That’s a great novel, and one I must reread, though I think my favourite CT is his short story collection The Empty Family and his Henry James novel.
I read Long Island as soon as it came out, and while I found his reticence interesting (there’s so much he doesn’t say — we don’t really know whether you’d class Ellis’s marriage as ‘happy’, or how she really feels about Tony, and there’s far more detail on how she feels about her ILs than about her husband, plus more about her absolute opposition to the baby being raised within the family than discovering Tony has impregnated another woman), I know friends who are also fans of his work found this too reticent.
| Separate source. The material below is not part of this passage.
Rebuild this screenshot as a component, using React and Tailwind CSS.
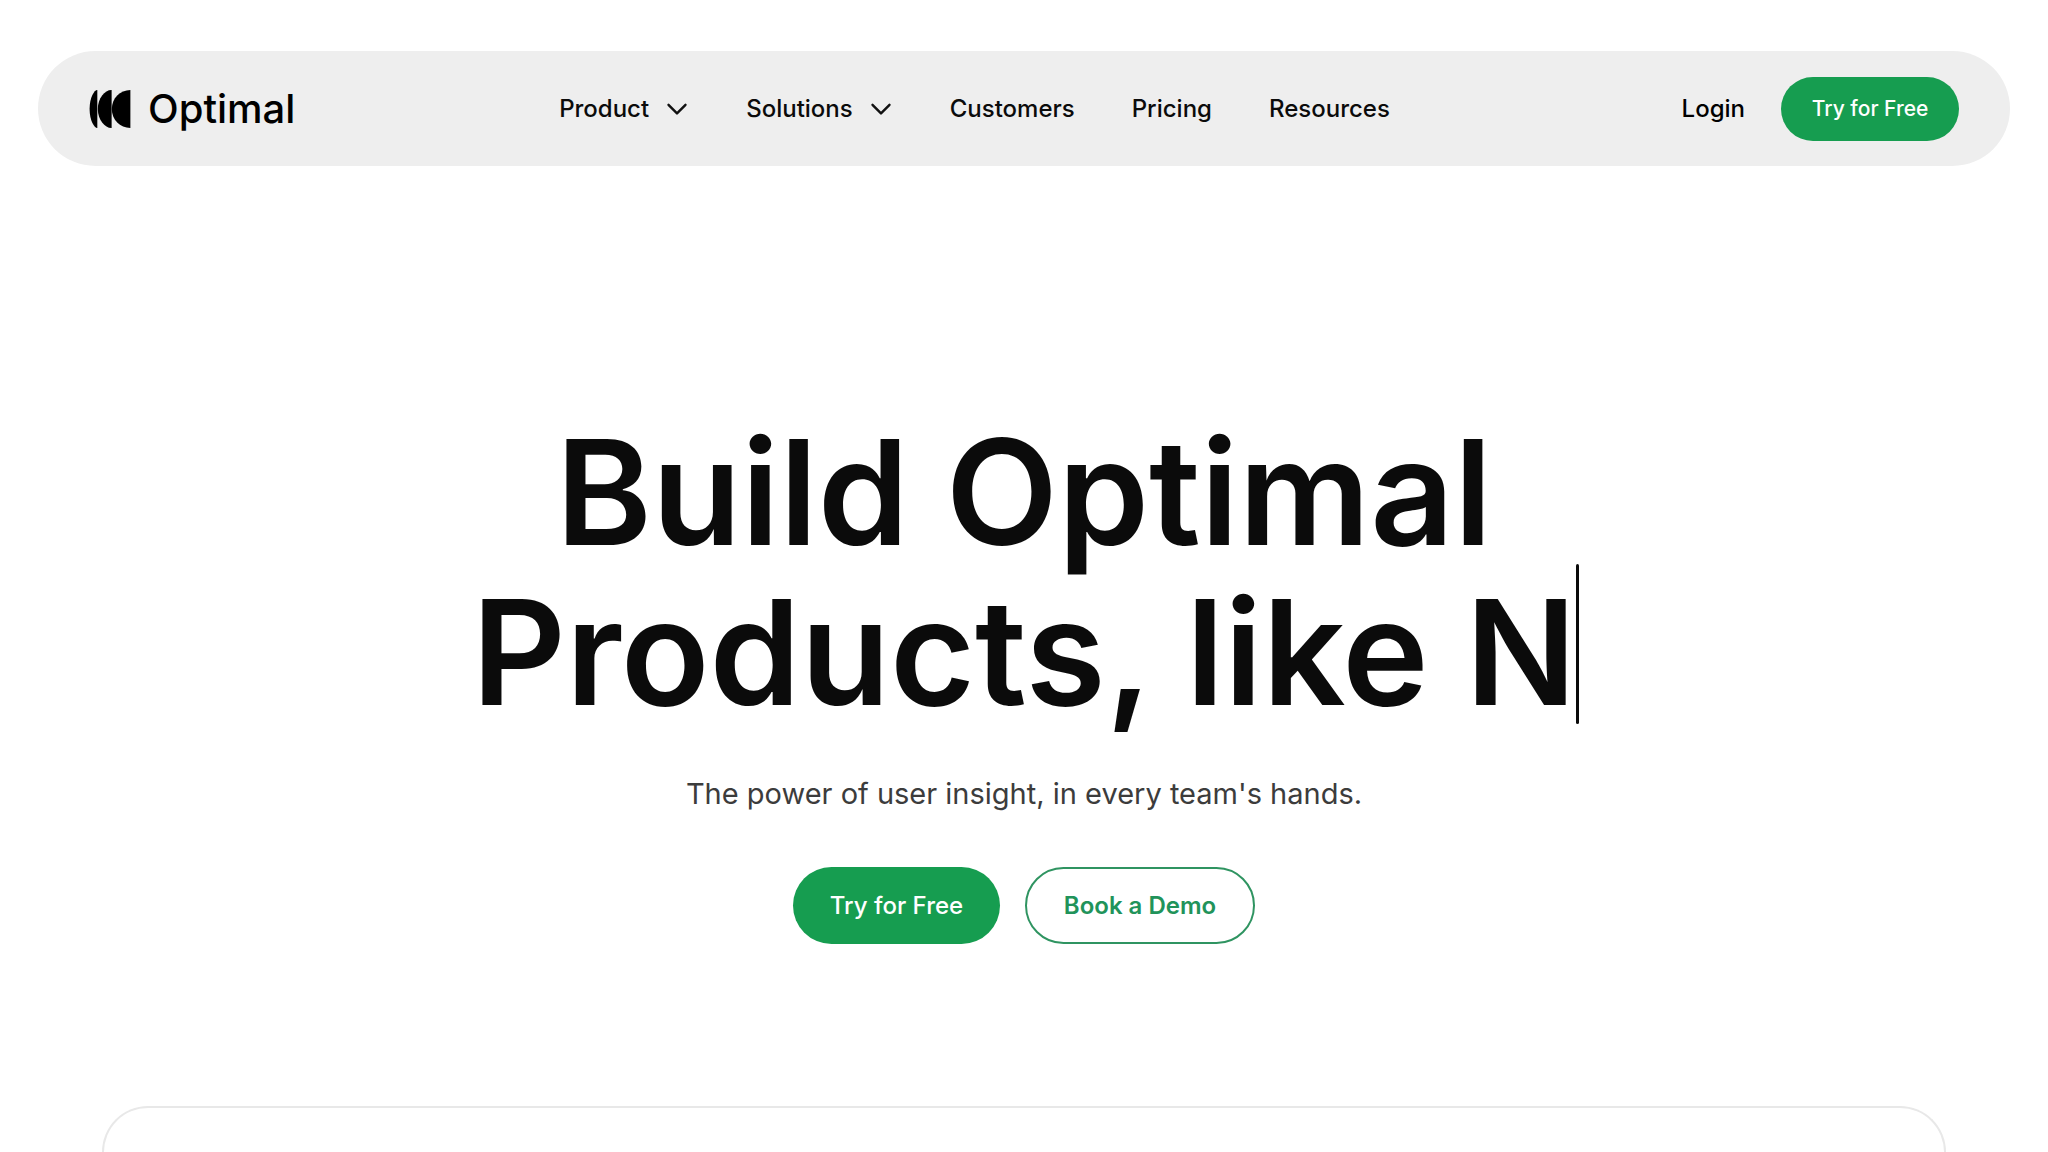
import React from "react";

const navItem = "flex items-center gap-4 text-2xl font-medium whitespace-nowrap";

function Chevron() {
  return (
    <svg viewBox="0 0 24 24" className="size-6" fill="none" stroke="#111" strokeWidth="2.4" strokeLinecap="round" strokeLinejoin="round" aria-hidden="true">
      <path d="M3.5 7.8 L12 16.4 L20.5 7.8" />
    </svg>
  );
}

function Logo() {
  return (
    <a href="#" className="flex items-center gap-[17px] text-black">
      <svg viewBox="0 0 42 40" className="h-10 w-[42px]" fill="currentColor" aria-hidden="true">
        <path d="M8.3 1 C5.6 .8 .6 8 .6 20 C.6 32 5.6 39.2 8.3 39 Z" />
        <path d="M22.6 1 C16 .8 8.8 9 8.8 20 C8.8 31 16 39.2 22.6 39 Z" />
        <path d="M41.4 1 C31 1 22.8 9.5 22.8 20 C22.8 30.5 31 39 41.4 39 Z" />
      </svg>
      <span className="text-[40px] leading-10 font-medium">Optimal</span>
    </a>
  );
}

export default function App() {
  return (
    <div className="flex min-h-screen flex-col bg-white font-['Inter',sans-serif] text-[#0b0b0b]">
      <header className="mx-[38px] mt-[51px] flex h-[115px] shrink-0 items-center justify-between rounded-full bg-[#eeeeee] px-[51px]">
        <Logo />
        <nav className="flex items-center gap-[57px]">
          <button className={navItem}>Product <Chevron /></button>
          <button className={navItem}>Solutions <Chevron /></button>
          <a href="#" className={navItem}>Customers</a>
          <a href="#" className={navItem}>Pricing</a>
          <a href="#" className={navItem}>Resources</a>
        </nav>
        <div className="flex items-center gap-9 pl-7">
          <a href="#" className={navItem + " text-black"}>Login</a>
          <button className="h-16 w-[178px] rounded-full bg-[#169d50] text-[21px] font-medium text-white">Try for Free</button>
        </div>
      </header>
      <main className="flex grow flex-col items-center pt-[246px]">
        <h1 className="text-center text-[146px] leading-[160px] font-semibold">
          Build Optimal<br />
          Products, like <span className="relative">N<span className="absolute top-0 left-full h-40 w-[3px] rounded-full bg-[#0b0b0b]" /></span>
        </h1>
        <p className="mt-10 text-[29px] leading-11 text-[#3c3c3c]">The power of user insight, in every team's hands.</p>
        <div className="mt-[51px] flex gap-[25px]">
          <button className="h-[77px] w-[207px] rounded-full bg-[#169d50] text-2xl font-medium text-white">Try for Free</button>
          <button className="h-[77px] w-[230px] rounded-full border-2 border-[#2f9461] text-2xl font-semibold text-[#21935a]">Book a Demo</button>
        </div>
        <section className="mt-[162px] w-[90%] grow rounded-t-[48px] border-2 border-b-0 border-[#e8e8e8]" aria-label="Product preview" />
      </main>
    </div>
  );
}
I certainly found the ending a cop out, and I generally like a suspended, inconclusive ending. I think it was because the ending of Brooklyn (as distinct from the film adaptation) also ends inconclusively in a sense ( Eilis has decided to return to the US but we don’t see her arrive) AND again we have a character, Jim this time, going along with two separate, incompatible scenarios, marrying Nancy in Enniscorthy or a life with Eilis in the US. AND we have Nancy forcing his hand by going public about their engagement, like Mrs Whatsit in the shop discovering Eilis’ marriage in Brooklyn. I think it felt frustrating because we’ve got to meet a much less passive version of E in this novel, and the ending means that choice is taken out of her hands, thereby placing her back in the passivity of her younger choice.